Just over half of all youth held in remand were released within one week

In 2008/2009, 54% of youth released from remand6 were released within a week. An additional 26% were released after having spent anywhere from more than a week to a month in remand, and 18% of releases occurred between more than a month and 6 months. A very small proportion (1%) spent more than 6 months in remand. The median number of days youth spent in remand ranged from 3 days in Newfoundland and Labrador to 22 days in the Northwest Territories (Table 3).

A decrease in the number of youth admitted to remand, as well as a general decrease in median days served means that on any given day in 2008/2009, there were 981 youth in remand,7 3% less than the previous year (see Text Box 2).

Text Box 2

Admissions and average counts: Two ways of counting the use of correctional services

This Juristat makes use of two basic indicators that describe the use of correctional services: the average number, or count, of individuals under correctional supervision and the number of annual admissions to correctional facilities or to community supervision programs.

Counts of the number of persons in custody or serving a sentence in the community at a given point in time provide a snapshot of the daily correctional population and are used to calculate an annual average count. Typically, correctional officials perform daily counts in their facilities and monthly counts of offenders under community supervision. Average counts are more likely to be driven by the length of time under correctional supervision. Average count statistics therefore are more representative of longer term inmates and offenders serving longer term community supervision orders compared to admissions.

Admissions data are collected when an offender enters an institution or community supervision program, and describe and measure the caseflow in correctional agencies over time. While aggregate admissions include all persons passing through the correctional system, they do not indicate the number of unique individuals in the correctional system. The same person can be included several times in the number of admissions. This occurs when the individual moves from one type of correctional service to another (e.g. from remand to sentenced custody) or re-enters the system in the same year.

Rate of youth admitted to sentenced custody also down

The rate of youth admitted to sentenced custody also decreased in 2008/2009, down 3% from the previous year. Nova Scotia reported the largest annual decline of -16%, although Ontario and British Columbia also reported declines. In contrast, 8 of the 11 reporting jurisdictions reported increases,8 most notably in the Northwest Territories, Saskatchewan and the Yukon (Table 4).
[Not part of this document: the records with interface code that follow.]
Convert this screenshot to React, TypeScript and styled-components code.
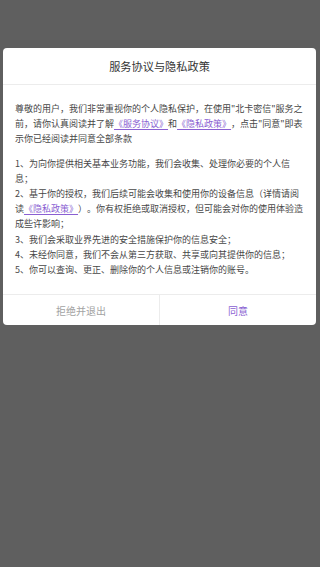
import React from "react";
import styled, {createGlobalStyle} from "styled-components";

const GlobalStyle = createGlobalStyle`
  html, body {
    margin: 0;
    padding: 0;
    background: #5f5f5f;
  }
  * {
    box-sizing: border-box;
  }
`;

const Overlay = styled.div`
  width: 320px;
  height: 567px;
  background: #5f5f5f;
  padding-top: 48px;
  padding-left: 3px;
  font-family: "Noto Sans CJK SC", "Noto Sans", sans-serif;
`;

const Dialog = styled.div`
  width: 313px;
  background: #ffffff;
  border-radius: 4px;
  overflow: hidden;
  display: flex;
  flex-direction: column;
`;

const Header = styled.div`
  height: 37px;
  display: flex;
  align-items: center;
  justify-content: center;
  border-bottom: 1px solid #ececec;
  color: #333333;
  font-size: 11.2px;
`;

const Body = styled.div`
  padding: 16px 12px 17px 12px;
  color: #474747;
  font-size: 9px;
  line-height: 15.2px;
  text-spacing-trim: space-all;
`;

const Intro = styled.p`
  margin: 0 0 9px 0;
`;

const Item = styled.p`
  margin: 0;
`;

const Link = styled.a`
  color: #8a5fd2;
  text-decoration: underline;
  text-underline-offset: 2px;
  cursor: pointer;
`;

const Footer = styled.div`
  display: flex;
  height: 31px;
  border-top: 1px solid #ececec;
`;

const ActionButton = styled.button<{ $primary?: boolean }>`
  flex: 1;
  border: none;
  background: transparent;
  font-family: inherit;
  font-size: 10px;
  color: ${(p) => (p.$primary ? "#8a5fd2" : "#a3a3a3")};
  border-left: ${(p) => (p.$primary ? "1px solid #ececec" : "none")};
  padding: 0;
  cursor: pointer;
`;

const App: React.FC = () => {
  return (
    <>
      <GlobalStyle/>
      <Overlay>
        <Dialog>
          <Header>服务协议与隐私政策</Header>
          <Body>
            <Intro>
              尊敬的用户，我们非常重视你的个人隐私保护，在使用"北卡密信"服务之前，请你认真阅读并了解
              <Link>《服务协议》</Link>和<Link>《隐私政策》</Link>，点击"同意"即表示你已经阅读并同意全部条款
            </Intro>
            <Item>1、为向你提供相关基本业务功能，我们会收集、处理你必要的个人信息；</Item>
            <Item>
              2、基于你的授权，我们后续可能会收集和使用你的设备信息（详情请阅读<Link>《隐私政策》</Link>）。你有权拒绝或取消授权，但可能会对你的使用体验造成些许影响；
            </Item>
            <Item>3、我们会采取业界先进的安全措施保护你的信息安全；</Item>
            <Item>4、未经你同意，我们不会从第三方获取、共享或向其提供你的信息；</Item>
            <Item>5、你可以查询、更正、删除你的个人信息或注销你的账号。</Item>
          </Body>
          <Footer>
            <ActionButton>拒绝并退出</ActionButton>
            <ActionButton $primary>同意</ActionButton>
          </Footer>
        </Dialog>
      </Overlay>
    </>
  );
};

export default App;
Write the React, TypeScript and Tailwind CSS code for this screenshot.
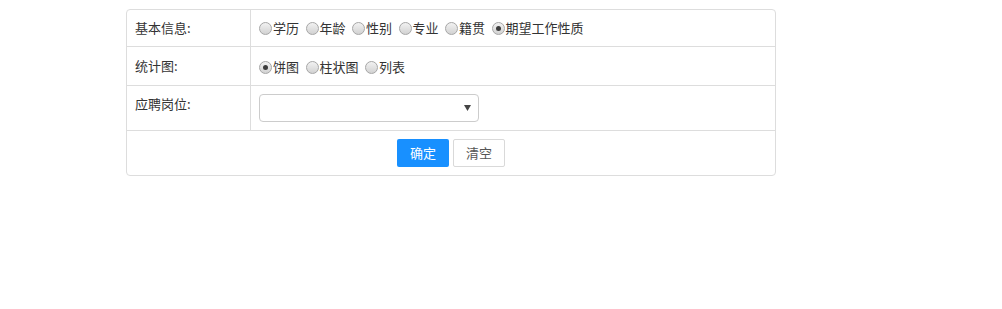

Under the YCJA a young person can be sentenced to custody only under certain circumstances. These circumstances include: commission of a serious violent offence; failure to comply with the conditions of community sentences; commission of an offence for which an adult would be liable to imprisonment for more than two years; have a history that indicates a pattern of findings of guilt; or, when it is an exceptional case where the young person has committed an indictable offence and the aggravating circumstances of which are such that a non-custodial sentence would be inconsistent with the purposes and principles of sentencing (s.39,YCJA).

Most youth spent less than 6 months in sentenced custody

Of those released from sentenced custody in 2008/2009, 43% of youth released were released after spending one month or less in sentenced custody, while almost half (47%) of young offenders released from sentenced custody had served a period anywhere from more than one month up to six months (Table 3). Nine percent of youth released from sentenced custody had spent more than six months when released. Detailed micro data from four jurisdictions9 indicate that two-thirds (67%) of youth who served more than a month to six months spent between one and three months in sentenced custody.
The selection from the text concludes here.